The request —
Reproduce all the material exactly, minus any pictures it holds.
+---+
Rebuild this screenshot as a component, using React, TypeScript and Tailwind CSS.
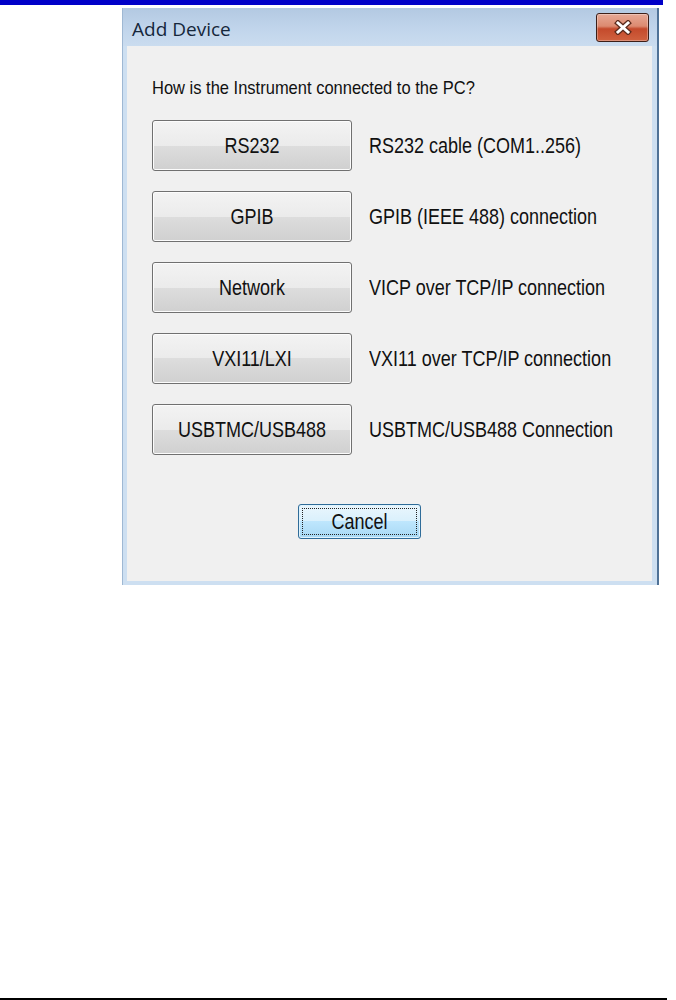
import React from 'react';

type Option = { label: string; desc: string };

const options: Option[] = [
  { label: 'RS232', desc: 'RS232 cable (COM1..256)' },
  { label: 'GPIB', desc: 'GPIB (IEEE 488) connection' },
  { label: 'Network', desc: 'VICP over TCP/IP connection' },
  { label: 'VXI11/LXI', desc: 'VXI11 over TCP/IP connection' },
  { label: 'USBTMC/USB488', desc: 'USBTMC/USB488 Connection' },
];

const CloseButton = () => (
  <div className="w-[53px] h-[29px] rounded-[3px] border border-[#3d1f18] bg-[linear-gradient(to_bottom,#e6a996_0%,#dc8a70_45%,#c44a2c_55%,#d0623f_100%)] flex items-center justify-center shadow-[inset_0_0_0_1px_rgba(255,255,255,0.3)]">
    <svg width="18" height="15" viewBox="0 0 18 15">
      <path d="M4 3 L14 12 M14 3 L4 12" stroke="#5b2a1c" strokeWidth="5.5" strokeLinecap="square" />
      <path d="M4 3 L14 12 M14 3 L4 12" stroke="#ffffff" strokeWidth="3" strokeLinecap="square" />
    </svg>
  </div>
);

export default function App() {
  return (
    <div className="w-[676px] h-[1000px] bg-white flex flex-col text-[#111] font-['Liberation_Sans',Arial,sans-serif]">
      {/* blue rule at the top of the page */}
      <div className="h-[5px] w-[663px] shrink-0 bg-[#0000c8]" />

      {/* Add Device dialog */}
      <div className="ml-[122px] mt-[3px] w-[537px] h-[577px] shrink-0 flex flex-col border-l border-r-2 border-l-[#9fb8d3] border-r-[#4f7297]">
        {/* title bar */}
        <div className="h-[38px] shrink-0 flex items-start justify-between bg-[linear-gradient(to_bottom,#b3c9e2_0%,#c2d6ec_60%,#cadcef_100%)]">
          <span className="pl-[9px] pt-[8px] leading-[26px] text-[19px] text-[#15273b] font-['Open_Sans','Noto_Sans',sans-serif]">
            Add Device
          </span>
          <div className="pt-[5px] pr-[8px]">
            <CloseButton />
          </div>
        </div>

        {/* client area */}
        <div className="flex-1 flex flex-col bg-[#f0f0f0] border-l-4 border-r-[5px] border-b-4 border-[#cddff1] pl-[25px] pt-[31px]">
          <p className="text-[16.5px] leading-[20px]">
            <span className="inline-block scale-y-[1.12]">How is the Instrument connected to the PC?</span>
          </p>

          <div className="mt-[23px] flex flex-col gap-[20px]">
            {options.map((o) => (
              <div key={o.label} className="flex items-center gap-[17px]">
                <button className="w-[200px] h-[51px] shrink-0 rounded-[3px] border border-[#707070] bg-[linear-gradient(to_bottom,#f3f3f3_0%,#ebebeb_50%,#dddddd_50%,#d0d0d0_100%)] shadow-[inset_0_0_0_1px_#fcfcfc] text-[18px] leading-[20px] text-[#111]">
                  <span className="inline-block scale-y-[1.18]">{o.label}</span>
                </button>
                <span className="inline-block text-[18px] leading-[20px] scale-y-[1.18]">{o.desc}</span>
              </div>
            ))}
          </div>

          <button className="mt-[49px] ml-[146px] w-[123px] h-[35px] p-[3px] rounded-[3px] border border-[#2f6c99] bg-[linear-gradient(to_bottom,#eaf6fd_0%,#d9f0fc_50%,#bee6fd_50%,#a7d9f5_100%)] shadow-[inset_0_0_0_1px_#dff2fc]">
            <div className="h-full border border-dotted border-[#222] flex items-center justify-center text-[18px] leading-[20px]">
              <span className="inline-block scale-y-[1.18]">Cancel</span>
            </div>
          </button>
        </div>
      </div>

      <div className="flex-1" />

      {/* black rule at the bottom of the page */}
      <div className="h-[2px] w-[667px] shrink-0 bg-black" />
    </div>
  );
}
+---+
Output —
Rebuild this screenshot as a component, using React, TypeScript and Tailwind CSS.
import React from 'react';

type Option = { label: string; desc: string };

const options: Option[] = [
  { label: 'RS232', desc: 'RS232 cable (COM1..256)' },
  { label: 'GPIB', desc: 'GPIB (IEEE 488) connection' },
  { label: 'Network', desc: 'VICP over TCP/IP connection' },
  { label: 'VXI11/LXI', desc: 'VXI11 over TCP/IP connection' },
  { label: 'USBTMC/USB488', desc: 'USBTMC/USB488 Connection' },
];

const CloseButton = () => (
  <div className="w-[53px] h-[29px] rounded-[3px] border border-[#3d1f18] bg-[linear-gradient(to_bottom,#e6a996_0%,#dc8a70_45%,#c44a2c_55%,#d0623f_100%)] flex items-center justify-center shadow-[inset_0_0_0_1px_rgba(255,255,255,0.3)]">
    <svg width="18" height="15" viewBox="0 0 18 15">
      <path d="M4 3 L14 12 M14 3 L4 12" stroke="#5b2a1c" strokeWidth="5.5" strokeLinecap="square" />
      <path d="M4 3 L14 12 M14 3 L4 12" stroke="#ffffff" strokeWidth="3" strokeLinecap="square" />
    </svg>
  </div>
);

export default function App() {
  return (
    <div className="w-[676px] h-[1000px] bg-white flex flex-col text-[#111] font-['Liberation_Sans',Arial,sans-serif]">
      {/* blue rule at the top of the page */}
      <div className="h-[5px] w-[663px] shrink-0 bg-[#0000c8]" />

      {/* Add Device dialog */}
      <div className="ml-[122px] mt-[3px] w-[537px] h-[577px] shrink-0 flex flex-col border-l border-r-2 border-l-[#9fb8d3] border-r-[#4f7297]">
        {/* title bar */}
        <div className="h-[38px] shrink-0 flex items-start justify-between bg-[linear-gradient(to_bottom,#b3c9e2_0%,#c2d6ec_60%,#cadcef_100%)]">
          <span className="pl-[9px] pt-[8px] leading-[26px] text-[19px] text-[#15273b] font-['Open_Sans','Noto_Sans',sans-serif]">
            Add Device
          </span>
          <div className="pt-[5px] pr-[8px]">
            <CloseButton />
          </div>
        </div>

        {/* client area */}
        <div className="flex-1 flex flex-col bg-[#f0f0f0] border-l-4 border-r-[5px] border-b-4 border-[#cddff1] pl-[25px] pt-[31px]">
          <p className="text-[16.5px] leading-[20px]">
            <span className="inline-block scale-y-[1.12]">How is the Instrument connected to the PC?</span>
          </p>

          <div className="mt-[23px] flex flex-col gap-[20px]">
            {options.map((o) => (
              <div key={o.label} className="flex items-center gap-[17px]">
                <button className="w-[200px] h-[51px] shrink-0 rounded-[3px] border border-[#707070] bg-[linear-gradient(to_bottom,#f3f3f3_0%,#ebebeb_50%,#dddddd_50%,#d0d0d0_100%)] shadow-[inset_0_0_0_1px_#fcfcfc] text-[18px] leading-[20px] text-[#111]">
                  <span className="inline-block scale-y-[1.18]">{o.label}</span>
                </button>
                <span className="inline-block text-[18px] leading-[20px] scale-y-[1.18]">{o.desc}</span>
              </div>
            ))}
          </div>

          <button className="mt-[49px] ml-[146px] w-[123px] h-[35px] p-[3px] rounded-[3px] border border-[#2f6c99] bg-[linear-gradient(to_bottom,#eaf6fd_0%,#d9f0fc_50%,#bee6fd_50%,#a7d9f5_100%)] shadow-[inset_0_0_0_1px_#dff2fc]">
            <div className="h-full border border-dotted border-[#222] flex items-center justify-center text-[18px] leading-[20px]">
              <span className="inline-block scale-y-[1.18]">Cancel</span>
            </div>
          </button>
        </div>
      </div>

      <div className="flex-1" />

      {/* black rule at the bottom of the page */}
      <div className="h-[2px] w-[667px] shrink-0 bg-black" />
    </div>
  );
}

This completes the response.